My favorite part was when I got to hug Angie.

Angie: Those were some really good hugs.

Amanda: They were real hugs and real smiles because we haven't hung out together in a long time. It's been awhile.

Angie: It's been awhile.

Amanda: Just because of life, you know.

Were you nervous?

I was nervous. I think I started to get nervous like three of four days ago. Then I was just like, this is really going to happen. What am I going to do? I was really overthinking what am I going to sing and how is it going to work? I was nervous, but I have a streak of vanity and a little bit of the diva thing going on, so it was fun to be like, "Well, this is how I'm going to be the center of attention today!"

And, sometimes I feel like an imposter, but the one place where I never feel like an imposter is on stage, actually. I feel like I came to terms with all the weird stuff, stage fright and all that, when I was a teenager. That's the one thing I can do that's like riding a bike.

And Angie, because I brought you here to be a hugging, supportive part of this portrait, can you tell me who you are? In relationship to Amanda and in general?

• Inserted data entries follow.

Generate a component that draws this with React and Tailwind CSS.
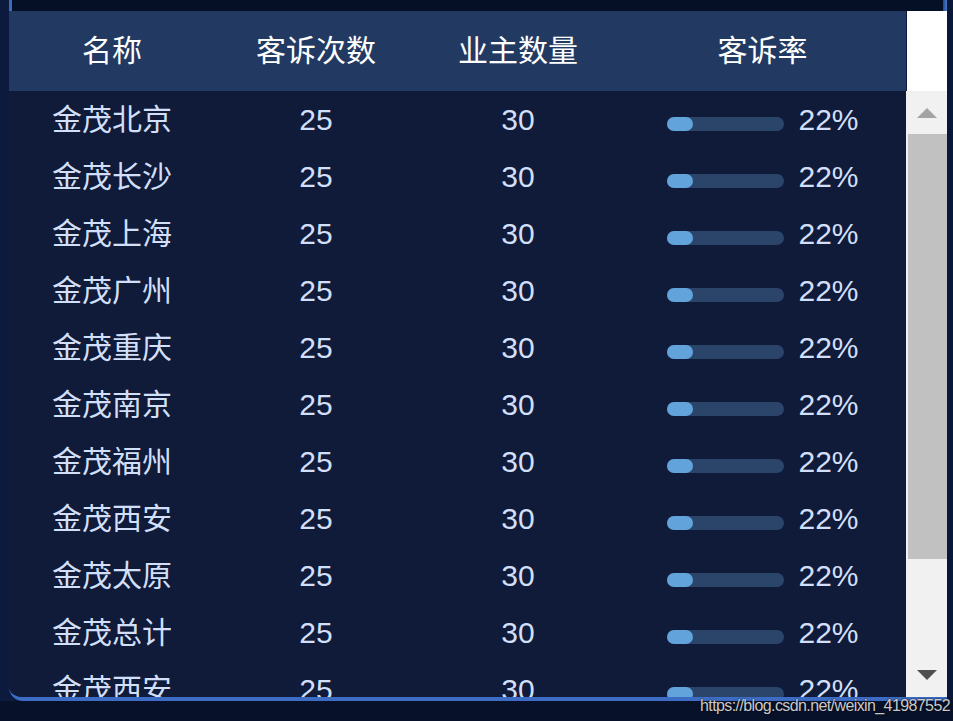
const rows = [
  '金茂北京',
  '金茂长沙',
  '金茂上海',
  '金茂广州',
  '金茂重庆',
  '金茂南京',
  '金茂福州',
  '金茂西安',
  '金茂太原',
  '金茂总计',
  '金茂西安',
];

const font = { fontFamily: '"Liberation Sans", "Noto Sans CJK SC", sans-serif' };

function Row({ name }) {
  return (
    <div className="flex h-[57px] shrink-0 items-center text-[30px] leading-none text-[#d2dff8]">
      <div className="w-[206px] text-center">{name}</div>
      <div className="w-[202px] text-center">25</div>
      <div className="w-[202px] text-center">30</div>
      <div className="flex w-[287px] items-center justify-center gap-[15px]">
        <div className="mt-[8px] h-[14px] w-[117px] rounded-full bg-[#2b4469]">
          <div className="h-full w-[26px] rounded-full bg-[#62a3dc]" />
        </div>
        <span className="w-[60px]">22%</span>
      </div>
    </div>
  );
}

function ScrollBar() {
  return (
    <div className="flex w-[41px] flex-col">
      <div className="ml-[1px] h-[80px] bg-white" />
      <div className="flex flex-1 flex-col bg-[#f1f1f1]">
        <div className="flex h-[43px] items-center justify-center pl-[1px]">
          <div className="h-0 w-0 border-x-[10px] border-b-[10px] border-x-transparent border-b-[#a3a3a3]" />
        </div>
        <div className="ml-[2px] h-[425px] bg-[#c1c1c1]" />
        <div className="flex-1" />
        <div className="flex h-[42px] items-start justify-center pl-[1px] pt-[15px]">
          <div className="h-0 w-0 border-x-[10px] border-t-[10px] border-x-transparent border-t-[#505050]" />
        </div>
      </div>
    </div>
  );
}

export default function App() {
  return (
    <div className="relative flex h-[721px] w-[953px] flex-col overflow-hidden bg-[#07112a]" style={font}>
      <div className="flex bg-[#0b1a3d]">
        <div className="w-[9px]" />
        <div className="flex h-[701px] w-[938px] flex-col overflow-hidden rounded-bl-[14px] border-b-[4px] border-[#3c6cc4]">
          {/* top strip */}
          <div className="flex h-[11px] shrink-0 bg-[#050f25]">
            <div className="w-[3px] bg-[#3b6cc0]" />
            <div className="flex-1" />
            <div className="w-[4px] bg-gradient-to-r from-[#24468c] to-[#4a7bd0]" />
          </div>
          <div className="flex min-h-0 flex-1">
            <div className="flex w-[897px] flex-col bg-[#0f1b38]">
              <div className="flex h-[80px] shrink-0 items-center bg-[#223a62] text-[30px] leading-none text-white">
                <div className="w-[206px] text-center">名称</div>
                <div className="w-[202px] text-center">客诉次数</div>
                <div className="w-[202px] text-center">业主数量</div>
                <div className="w-[287px] text-center">客诉率</div>
              </div>
              <div className="flex min-h-0 flex-1 flex-col overflow-hidden">
                {rows.map((name, i) => (
                  <Row key={i} name={name} />
                ))}
              </div>
            </div>
            <ScrollBar />
          </div>
        </div>
        <div className="flex-1 bg-[#0a1838]" />
      </div>
      <div className="flex-1" />
      <div className="absolute bottom-[7px] right-[3px] text-[16px] leading-none tracking-[-0.6px] text-[#c9c9c9] [text-shadow:0_0_2px_#000]">
        https://blog.csdn.net/weixin_41987552
      </div>
    </div>
  );
}
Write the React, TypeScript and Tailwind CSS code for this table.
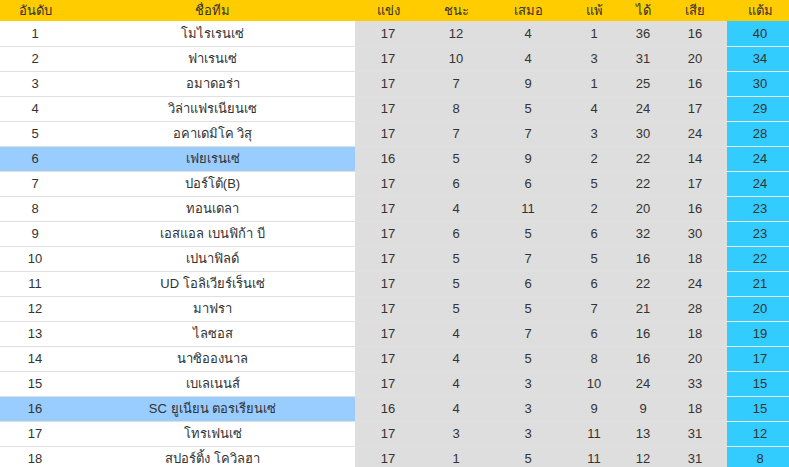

Angie: I am Amanda's good friend. I am a mom. I am a librarian. I am a cyclist. I hope an active contributor to the greater happiness and ...

Amanda: I would say you are...

Angie: ... enjoyment of people around me. I'm an incorrigible smiler at strangers and I am a supporter of dreams to the greatest extent possible. I love helping people and I love expressing my gratitude.

Amanda: She's really good at it, too. She sends notes.

Angie: I do. I send thank you notes. I write thank you notes. Being really open and clear and honest about the things that I am so lucky to have and experience and be a part of, is a way to remind myself of this one precious life that I have... and to be grateful and to be present and to be just giving as much as I can.